Negative discount rates are not expected to be a significant issue for the liabilities of general insurers, says the Actuaries Institute furnishing a general insurance (GI) specific response to a discussion paper issued by the Australian Prudential Regulation Authority (APRA).
For short-tail general insurance classes of business, discount rates are already quite low. The effect of discounting itself will often be immaterial for short-tail classes of businesses, in which case the prudential framework does not require it. For longer-tail classes of business, yield curves remain upward sloping. The shape and level of the curve would need to further reduce before single equivalent discount rates become negative (and the discounted liability becomes larger than the undiscounted liability).

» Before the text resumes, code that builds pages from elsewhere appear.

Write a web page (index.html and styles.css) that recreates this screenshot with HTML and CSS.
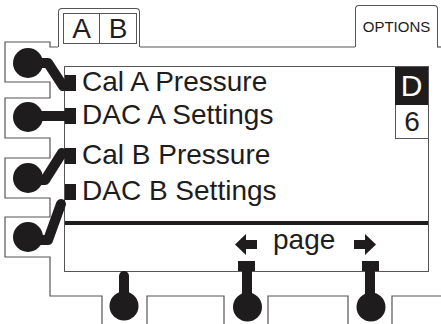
FILE: index.html
```html
<!DOCTYPE html>
<html lang="en">
<head>
<meta charset="utf-8">
<title>Panel</title>
<link rel="stylesheet" href="styles.css">
</head>
<body>
<div class="device">
  <header class="tabs">
    <div class="tab tab-ab">
      <div class="ab-box"><span class="ab-cell">A</span><span class="ab-cell ab-cell-b">B</span></div>
    </div>
    <div class="tab tab-options">OPTIONS</div>
  </header>

  <main class="screen">
    <div class="screen-top">
      <ul class="menu">
        <li class="menu-item"><span class="bullet"></span>Cal A Pressure</li>
        <li class="menu-item"><span class="bullet"></span>DAC A Settings</li>
        <li class="menu-item"><span class="bullet"></span>Cal B Pressure</li>
        <li class="menu-item"><span class="bullet"></span>DAC B Settings</li>
      </ul>
      <div class="indicator">
        <div class="ind-letter">D</div>
        <div class="ind-number">6</div>
      </div>
    </div>
    <div class="softkeys">
      <svg class="arrow arrow-left" width="22" height="21" viewBox="0 0 22 21"><path d="M0 10.5 L11 0 L11 6 L22 6 L22 15 L11 15 L11 21 Z"/></svg>
      <span class="page-label">page</span>
      <svg class="arrow arrow-right" width="22" height="21" viewBox="0 0 22 21"><path d="M22 10.5 L11 0 L11 6 L0 6 L0 15 L11 15 L11 21 Z"/></svg>
    </div>
  </main>

  <svg class="frame" width="441" height="324" viewBox="0 0 441 324">
    <g class="outline">
      <path d="M58 47 L50 47 L50 42 L5 42 L5 82 L50 82 L50 98 L5 98 L5 138 L50 138 L50 158 L5 158 L5 198 L50 198 L50 217 L5 217 L5 257 L50 257 L50 296 L102 296 L102 324"/>
      <path d="M140 47 L355 47"/>
      <path d="M437 47 L441 47"/>
      <path d="M147 324 L147 296 L224 296 L224 324"/>
      <path d="M268 324 L268 296 L348 296 L348 324"/>
      <path d="M392 324 L392 296 L441 296"/>
    </g>
    <g class="knob-stems">
      <polyline points="28,63 48,63 63,86"/>
      <polyline points="28,116 66,116"/>
      <polyline points="28,180 45,180 62,153"/>
      <polyline points="28,240 48,240 61,204"/>
      <polyline points="124,276 124,300"/>
    </g>
    <g class="knob-stems flat">
      <polyline points="247,270 247,300"/>
      <polyline points="370,270 370,300"/>
    </g>
    <g class="knobs">
      <circle cx="28" cy="63" r="15"/>
      <circle cx="28" cy="117" r="15"/>
      <circle cx="28" cy="178" r="15"/>
      <circle cx="28" cy="237" r="15"/>
      <circle cx="124" cy="306" r="14.5"/>
      <circle cx="247.5" cy="307" r="14.5"/>
      <circle cx="371" cy="307" r="14.5"/>
      <rect x="238" y="261" width="17" height="10"/>
      <rect x="362" y="261" width="17" height="10"/>
    </g>
  </svg>
</div>
</body>
</html>
```

FILE: styles.css
```css
* { box-sizing: border-box; }

html, body {
  margin: 0;
  padding: 0;
  background: #ffffff;
}

.device {
  position: relative;
  width: 441px;
  height: 324px;
  overflow: hidden;
  font-family: "Liberation Sans", Arial, sans-serif;
  color: #1e1c1d;
}

/* ---------- top tabs ---------- */
.tabs {
  display: flex;
  align-items: flex-start;
  height: 47px;
}

.tab {
  border: 1px solid #555;
  border-bottom: none;
  border-radius: 4px 4px 0 0;
}

.tab-ab {
  margin-left: 58px;
  margin-top: 8px;
  width: 82px;
  height: 39px;
  padding: 4px 0 0 4px;
}

.ab-box {
  display: flex;
  width: 74px;
  height: 31px;
  border: 1px solid #555;
}

.ab-cell {
  width: 35px;
  font-size: 28px;
  line-height: 29px;
  text-align: center;
}

.ab-cell-b {
  width: 37px;
  border-left: 1px solid #555;
}

.tab-options {
  margin-left: 215px;
  margin-top: 5px;
  width: 83px;
  height: 42px;
  padding-top: 12px;
  font-size: 15px;
  line-height: 17px;
  text-align: center;
}

/* ---------- screen ---------- */
.screen {
  margin-top: 19px;
  margin-left: 64px;
  width: 365px;
  height: 206px;
  border: 1px solid #555;
  display: flex;
  flex-direction: column;
}

.screen-top {
  display: flex;
  height: 154px;
}

.menu {
  flex: 1;
  list-style: none;
  margin: 0;
  padding: 0;
}

.menu-item {
  font-size: 28px;
  line-height: 30px;
  white-space: nowrap;
}

.menu-item:nth-child(2) { margin-top: 3px; }
.menu-item:nth-child(3) { margin-top: 10px; }
.menu-item:nth-child(4) { margin-top: 6px; }

.bullet {
  display: inline-block;
  width: 11px;
  height: 16px;
  background: #1e1c1d;
  margin-right: 6px;
  vertical-align: 0;
}

.indicator {
  width: 33px;
  display: flex;
  flex-direction: column;
}

.ind-letter {
  height: 38px;
  background: #1e1c1d;
  color: #ffffff;
  font-size: 30px;
  line-height: 38px;
  text-align: center;
}

.ind-number {
  height: 34px;
  border-left: 1px solid #555;
  border-bottom: 1px solid #555;
  font-size: 28px;
  line-height: 33px;
  text-align: center;
}

.softkeys {
  flex: 1;
  border-top: 4px solid #1e1c1d;
  display: flex;
  align-items: flex-start;
}

.arrow {
  margin-top: 9px;
  fill: #1e1c1d;
}

.arrow-left { margin-left: 170px; }

.page-label {
  margin-left: 16px;
  font-size: 28px;
  line-height: 30px;
}

.arrow-right { margin-left: 19px; }

/* ---------- drawn frame & knobs ---------- */
.frame {
  position: absolute;
  left: 0;
  top: 0;
  pointer-events: none;
}

.outline path {
  fill: none;
  stroke: #555;
  stroke-width: 1.2;
}

.knob-stems polyline {
  fill: none;
  stroke: #1e1c1d;
  stroke-width: 10;
  stroke-linecap: round;
  stroke-linejoin: round;
}

.knob-stems.flat polyline {
  stroke-linecap: butt;
}

.knobs circle,
.knobs rect {
  fill: #1e1c1d;
}
```
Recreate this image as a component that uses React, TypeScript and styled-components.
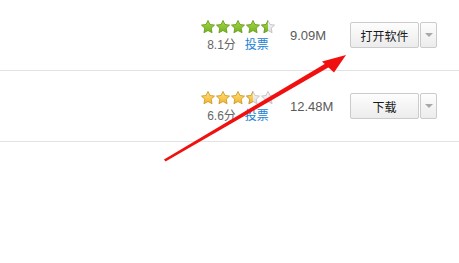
import React from "react";
import styled, { createGlobalStyle } from "styled-components";

const Global = createGlobalStyle`
  html, body { margin: 0; padding: 0; background: #fff; }
  body { font-family: Arial, "Liberation Sans", "Noto Sans CJK SC", sans-serif; }
`;

const Page = styled.div`
  position: relative;
  width: 459px;
  height: 263px;
  overflow: hidden;
  background: #fff;
`;

const List = styled.div`
  display: flex;
  flex-direction: column;
`;

const Row = styled.div`
  height: 70px;
  display: flex;
  align-items: center;
  justify-content: flex-end;
  padding-right: 22px;
  border-bottom: 1px solid #e3e3e3;
`;

const Rating = styled.div`
  width: 76px;
  margin-right: 14px;
  display: flex;
  flex-direction: column;
  align-items: center;
  gap: 4px;
  margin-top: 2px;
`;

const Stars = styled.div`
  display: flex;
  gap: 1px;
  height: 14px;
`;

const ScoreLine = styled.div`
  display: flex;
  gap: 9px;
  font-size: 12px;
  line-height: 14px;
  font-family: "Liberation Sans", Arial, "Noto Sans CJK SC", sans-serif;
`;

const Score = styled.span`
  color: #666;
`;

const Vote = styled.span`
  color: #1a82d4;
`;

const Size = styled.div`
  width: 60px;
  font-size: 13px;
  color: #5a5a5a;
  font-family: "Liberation Sans", Arial, sans-serif;
`;

const ButtonGroup = styled.div`
  display: flex;
  height: 26px;
`;

const MainButton = styled.button`
  width: 69px;
  height: 26px;
  box-sizing: border-box;
  border: 1px solid #cbcbcb;
  border-radius: 2px;
  background: linear-gradient(#fdfdfd, #ececec);
  font-family: "Noto Sans CJK SC", sans-serif;
  font-size: 12px;
  color: #1a1a1a;
  padding: 0;
  display: flex;
  align-items: center;
  justify-content: center;
`;

const DropButton = styled.button`
  width: 17px;
  height: 26px;
  margin-left: 1px;
  box-sizing: border-box;
  border: 1px solid #cbcbcb;
  border-radius: 2px;
  background: linear-gradient(#fdfdfd, #ececec);
  padding: 0;
  display: flex;
  align-items: center;
  justify-content: center;
`;

const Caret = styled.span`
  width: 0;
  height: 0;
  border-left: 4px solid transparent;
  border-right: 4px solid transparent;
  border-top: 4px solid #a8a8a8;
`;

const ArrowLayer = styled.svg`
  position: absolute;
  left: 0;
  top: 0;
  pointer-events: none;
`;

type Fill = "full" | "half" | "empty";
const palettes = {
  green: { top: "#a9d94a", bottom: "#74b21e", stroke: "#5f9a14" },
  gold: { top: "#ffe082", bottom: "#f2b52a", stroke: "#c9951c" },
};

const STAR = "12,0.8 15.4,7.7 23.2,8.7 17.5,14 19,21.8 12,18 5,21.8 6.5,14 0.8,8.7 8.6,7.7";

function Star({ fill, color, id }: { fill: Fill; color: "green" | "gold"; id: string }) {
  const p = palettes[color];
  return (
    <svg width="14" height="14" viewBox="0 0 24 24">
      <defs>
        <linearGradient id={`${id}-c`} x1="0" y1="0" x2="0" y2="1">
          <stop offset="0" stopColor={p.top} />
          <stop offset="1" stopColor={p.bottom} />
        </linearGradient>
        <linearGradient id={`${id}-g`} x1="0" y1="0" x2="0" y2="1">
          <stop offset="0" stopColor="#fafafa" />
          <stop offset="1" stopColor="#dcdcdc" />
        </linearGradient>
        <clipPath id={`${id}-h`}>
          <rect x="0" y="0" width="12" height="24" />
        </clipPath>
      </defs>
      {fill !== "full" && (
        <polygon points={STAR} fill={`url(#${id}-g)`} stroke="#bdbdbd" strokeWidth="1.4" strokeLinejoin="round" />
      )}
      {fill !== "empty" && (
        <g clipPath={fill === "half" ? `url(#${id}-h)` : undefined}>
          <polygon points={STAR} fill={`url(#${id}-c)`} stroke={p.stroke} strokeWidth="1.4" strokeLinejoin="round" />
        </g>
      )}
    </svg>
  );
}

type Item = { fills: Fill[]; color: "green" | "gold"; score: string; size: string; action: string };

const items: Item[] = [
  { fills: ["full", "full", "full", "full", "half"], color: "green", score: "8.1分", size: "9.09M", action: "打开软件" },
  { fills: ["full", "full", "full", "half", "empty"], color: "gold", score: "6.6分", size: "12.48M", action: "下载" },
];

export default function App() {
  return (
    <Page>
      <Global />
      <List>
        {items.map((it, r) => (
          <Row key={r}>
            <Rating>
              <Stars>
                {it.fills.map((f, i) => (
                  <Star key={i} fill={f} color={it.color} id={`s${r}-${i}`} />
                ))}
              </Stars>
              <ScoreLine>
                <Score>{it.score}</Score>
                <Vote>投票</Vote>
              </ScoreLine>
            </Rating>
            <Size>{it.size}</Size>
            <ButtonGroup>
              <MainButton>{it.action}</MainButton>
              <DropButton>
                <Caret />
              </DropButton>
            </ButtonGroup>
          </Row>
        ))}
      </List>
      <ArrowLayer width="459" height="263" viewBox="0 0 459 263">
        <polygon points="164,159.5 165.5,161.5 330,66.5 328,62" fill="#f01010" />
        <polygon points="346,55 322,61.5 334,72.5" fill="#f01010" />
      </ArrowLayer>
    </Page>
  );
}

The APRA held a consultation exercise on issues related to integrating Australian Accounting Standard 17 on Insurance Contracts (AASB 17) into the capital and reporting frameworks for insurers and updates to the the Life and General Insurance Capital (LAGIC) framework. AASB 17 is set to be applied for annual reporting periods beginning on or after 1 January 2023. APRA executive board member Geoff Summerhayes said, “A failure to update the frameworks in a timely manner would create a divergence between the new accounting standard and APRA’s frameworks, resulting in insurers needing to maintain dual valuation, actuarial, accounting and reporting systems.”
Among the questions raised, the regulator asked all insurers whether there are any other potential impacts of low or negative interest rates on the current capital framework, aside from those set out in the discussion paper. The regulator says that over recent years, Australia has observed a steady fall in market interest rates, now at their lowest level in Australian history, and negative in some parts of the world. At the 99.5% confidence interval used in determining the Prescribed Capital Amount (PCA), APRA views it necessary to allow for the risk of market interest rates becoming negative. Low and negative interest rates impact the operation of the real interest rates stress and expected inflation stress. These stresses were designed in an environment where interest rates were at significantly higher levels and negative interest rates were far less likely than they are today.
Life insurance (LI) specific response
The Actuaries Institute notes that long-dated cash flows become relatively more important when interest rates are low or negative, with potential implications for the Adjusted Policy Liability). “We believe that other potential impacts are possible and note that the Institute has not performed any modelling,” it added.
Private health insurance (PHI) specific response
There is very little discounting of liabilities for PHI funds, and the (current) capital framework does not require an interest rate test. To the degree negative interest rates will impact the investment horizon and volatility, it should be captured in the investment stress. No further guidance is necessary with the current capital system.